In the first of the final couplets, the speaker evokes both mental and bodily intelligence when she beseeches the trees to be a "skin of sense" over "the blind rock." This suggests that the landscape is not alive without the trees. The speaker's relationship to the landscape and to the trees in particular has changed over the course of the poem. At first, the speaker notices the fragility of the trees in the context of the harsh landscape. She then implores the trees to be strong and rise up. However, despite the strength of the trees, their branches move in a "slender dance" "under the barren height" of the sky. These details are a reminder that the sky is vast and dry in comparison to the living branches of the trees. Even if box-tree and ironbark are sturdy species, they are still vulnerable in the grand scheme of things.

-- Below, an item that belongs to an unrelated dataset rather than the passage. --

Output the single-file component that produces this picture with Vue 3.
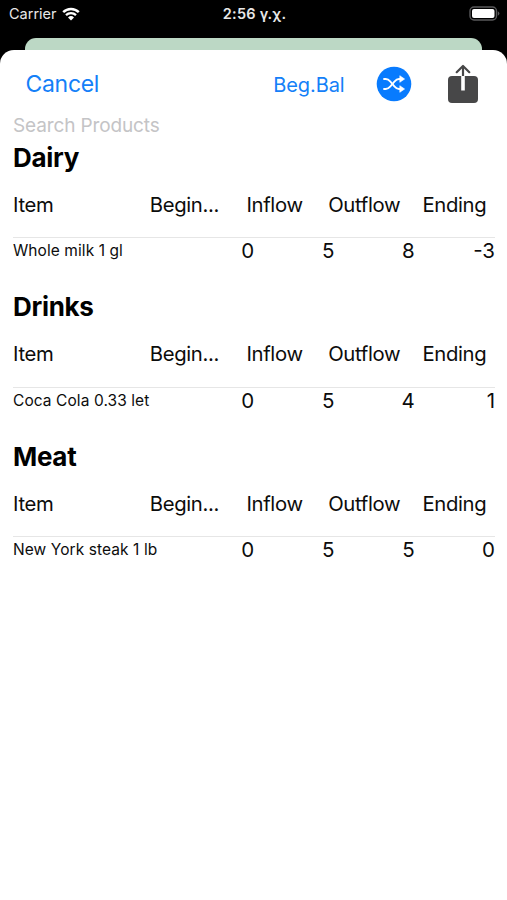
<script setup>

import { ref, computed } from 'vue';

/**
 * The search query.
 */
const search = ref('');

/**
 * The table headings.
 */
const headings = ['Item', 'Begin...', 'Inflow', 'Outflow', 'Ending'];

/**
 * The product categories.
 */
const categories = ref([
    { name: 'Dairy', items: [{ name: 'Whole milk 1 gl', values: [0, 5, 8, -3] }] },
    { name: 'Drinks', items: [{ name: 'Coca Cola 0.33 let', values: [0, 5, 4, 1] }] },
    { name: 'Meat', items: [{ name: 'New York steak 1 lb', values: [0, 5, 5, 0] }] },
]);

/**
 * The categories that match the search query.
 */
const visibleCategories = computed(() => {
    const query = search.value.toLowerCase();

    return categories.value
        .map(c => ({ ...c, items: c.items.filter(i => i.name.toLowerCase().includes(query)) }))
        .filter(c => c.items.length > 0);
});

</script>

<template>
    <div class="phone">
        <header class="statusBar">
            <div class="carrier">
                <span>Carrier</span>
                <svg width="18" height="14" viewBox="0 0 18 14">
                    <path d="M1.2 5.1a11.2 11.2 0 0 1 15.6 0" fill="none" stroke="#fff" stroke-width="2.5" />
                    <path d="M4 8.2a7.2 7.2 0 0 1 10 0" fill="none" stroke="#fff" stroke-width="2.3" />
                    <path d="M9 13.5l-3-3.1a4.3 4.3 0 0 1 6 0z" fill="#fff" />
                </svg>
            </div>
            <span class="clock">2:56 γ.χ.</span>
            <svg class="battery" width="31" height="15" viewBox="0 0 31 15">
                <rect x="1" y="1" width="26.5" height="13" rx="4" fill="none" stroke="#59595b" stroke-width="1.4" />
                <rect x="3" y="3" width="22.5" height="9" rx="2" fill="#fff" />
                <path d="M28.8 5.2q1.6.7 1.6 2.3t-1.6 2.3z" fill="#59595b" />
            </svg>
        </header>

        <div class="backCard"></div>

        <main class="sheet">
            <nav class="toolbar">
                <button class="cancel">Cancel</button>
                <button class="balance">Beg.Bal</button>
                <button class="shuffle" aria-label="Shuffle">
                    <svg width="36" height="36" viewBox="0 0 36 36">
                        <circle cx="18" cy="18" r="17.3" fill="#087bfe" />
                        <g fill="none" stroke="#fff" stroke-width="1.8" stroke-linecap="round">
                            <path d="M8 13h1.8c2.2 0 3.4 1.2 4.6 2.6l4 4.8c1.2 1.4 2.4 2.6 4.6 2.6h1.5" />
                            <path d="M8 23h1.8c2.2 0 3.4-1.2 4.6-2.6l4-4.8c1.2-1.4 2.4-2.6 4.6-2.6h1.5" />
                        </g>
                        <path d="M23.8 9.7l4.8 3.3-4.8 3.3zM23.8 19.7l4.8 3.3-4.8 3.3z" fill="#fff" stroke="#fff" stroke-width=".6" stroke-linejoin="round" />
                    </svg>
                </button>
                <button class="share" aria-label="Share">
                    <svg width="32" height="40" viewBox="0 0 32 40">
                        <rect x="1" y="12" width="30" height="27" rx="4" fill="#474748" />
                        <path d="M16 12v14.5" stroke="#fff" stroke-width="3.6" />
                        <path d="M16 12v-9.5" stroke="#474748" stroke-width="2.2" />
                        <path d="M9.7 8.2L16 2l6.3 6.2" fill="none" stroke="#474748" stroke-width="2.2" stroke-linecap="round" stroke-linejoin="round" />
                    </svg>
                </button>
            </nav>

            <input v-model="search" class="search" type="text" placeholder="Search Products">

            <section v-for="category in visibleCategories" :key="category.name" class="category">
                <h2>{{ category.name }}</h2>
                <div class="headings">
                    <span v-for="heading in headings" :key="heading">{{ heading }}</span>
                </div>
                <div v-for="item in category.items" :key="item.name" class="item">
                    <span class="itemName">{{ item.name }}</span>
                    <span v-for="(value, index) in item.values" :key="index" class="value">{{ value }}</span>
                </div>
            </section>
        </main>
    </div>
</template>

<style>
    body {
        background: #000;
    }
</style>

<style scoped>
    .phone {
        display: flex;
        flex-direction: column;
        height: 900px;
        background: #000;
        color: #0c0c0c;
        font-family: Inter, "Liberation Sans", sans-serif;
        overflow: hidden;
    }

    .statusBar {
        display: grid;
        grid-template-columns: 1fr auto 1fr;
        align-items: center;
        height: 27px;
        padding: 0 7px 0 9px;
        color: #e8e8e8;
        font-size: 14.5px;
    }

    .carrier {
        display: flex;
        align-items: center;
        gap: 5px;
    }

    .clock {
        font-weight: 600;
        letter-spacing: 0.3px;
    }

    .battery {
        justify-self: end;
    }

    .backCard {
        flex: none;
        height: 12px;
        margin: 11px 25px 0;
        border-radius: 11px 11px 0 0;
        background: #bcd8c5;
    }

    .sheet {
        flex: 1;
        padding: 0 12px 0 13px;
        border-radius: 14px 14px 0 0;
        background: #fff;
    }

    .toolbar {
        display: flex;
        align-items: center;
        height: 68px;
        padding: 0 16px 0 12.5px;
    }

    button {
        padding: 0;
        border: none;
        background: none;
        color: #1480f8;
        font-family: inherit;
        line-height: 1;
    }

    button svg {
        display: block;
    }

    .cancel {
        margin-right: auto;
        font-size: 23px;
        letter-spacing: -0.3px;
    }

    .balance {
        margin-right: 31.5px;
        padding-top: 1px;
        font-size: 20px;
        letter-spacing: -0.1px;
    }

    .shuffle {
        margin-right: 35px;
    }

    .search {
        display: block;
        width: 100%;
        height: 21px;
        margin: -3px 0 3px;
        padding: 0;
        border: none;
        outline: none;
        background: none;
        font-family: inherit;
        font-size: 19px;
        letter-spacing: -0.13px;
    }

    .search::placeholder {
        color: #c4c4c6;
        opacity: 1;
    }

    .category {
        padding-bottom: 28.3px;
    }

    h2 {
        margin: 0;
        color: #000;
        font-size: 26px;
        font-weight: 700;
        letter-spacing: -0.3px;
        line-height: 38px;
    }

    .headings {
        display: grid;
        grid-template-columns: 136.8px 96.7px 81.7px 94.3px auto;
        height: 60.4px;
        border-bottom: 1px solid #e6e6e6;
        font-size: 20.3px;
        letter-spacing: -0.35px;
        line-height: 55.6px;
        white-space: nowrap;
    }

    .item {
        display: grid;
        grid-template-columns: 1fr repeat(4, 80.3px);
        align-items: center;
        height: 21.6px;
    }

    .itemName {
        font-size: 15.5px;
        letter-spacing: 0.08px;
        white-space: nowrap;
    }

    .value {
        font-size: 20.5px;
        text-align: right;
    }
</style>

Ellipses are often used to indicate hesitation or trailing thoughts, and in "Train Journey" they are used at the end of the fourteenth line to represent a change in the speaker's consciousness. Whereas before she was "Glassed with cold sleep," now the speaker awakens and observes the landscape with different eyes. She sees "the dark small trees that burn / suddenly into flowers more lovely than the white moon." Despite the change in the speaker's consciousness, this section retains the vivid and dreamlike quality of the rest of the poem. Now apparently awake, the speaker sees the trees transform into something alive and more beautiful even than the light that illuminates them. The suddenness with which this occurs suggests that the trees are communicating their strength and vitality to the speaker. As a result, the entire landscape comes alive in the speaker's realization of and appreciation for its beauty.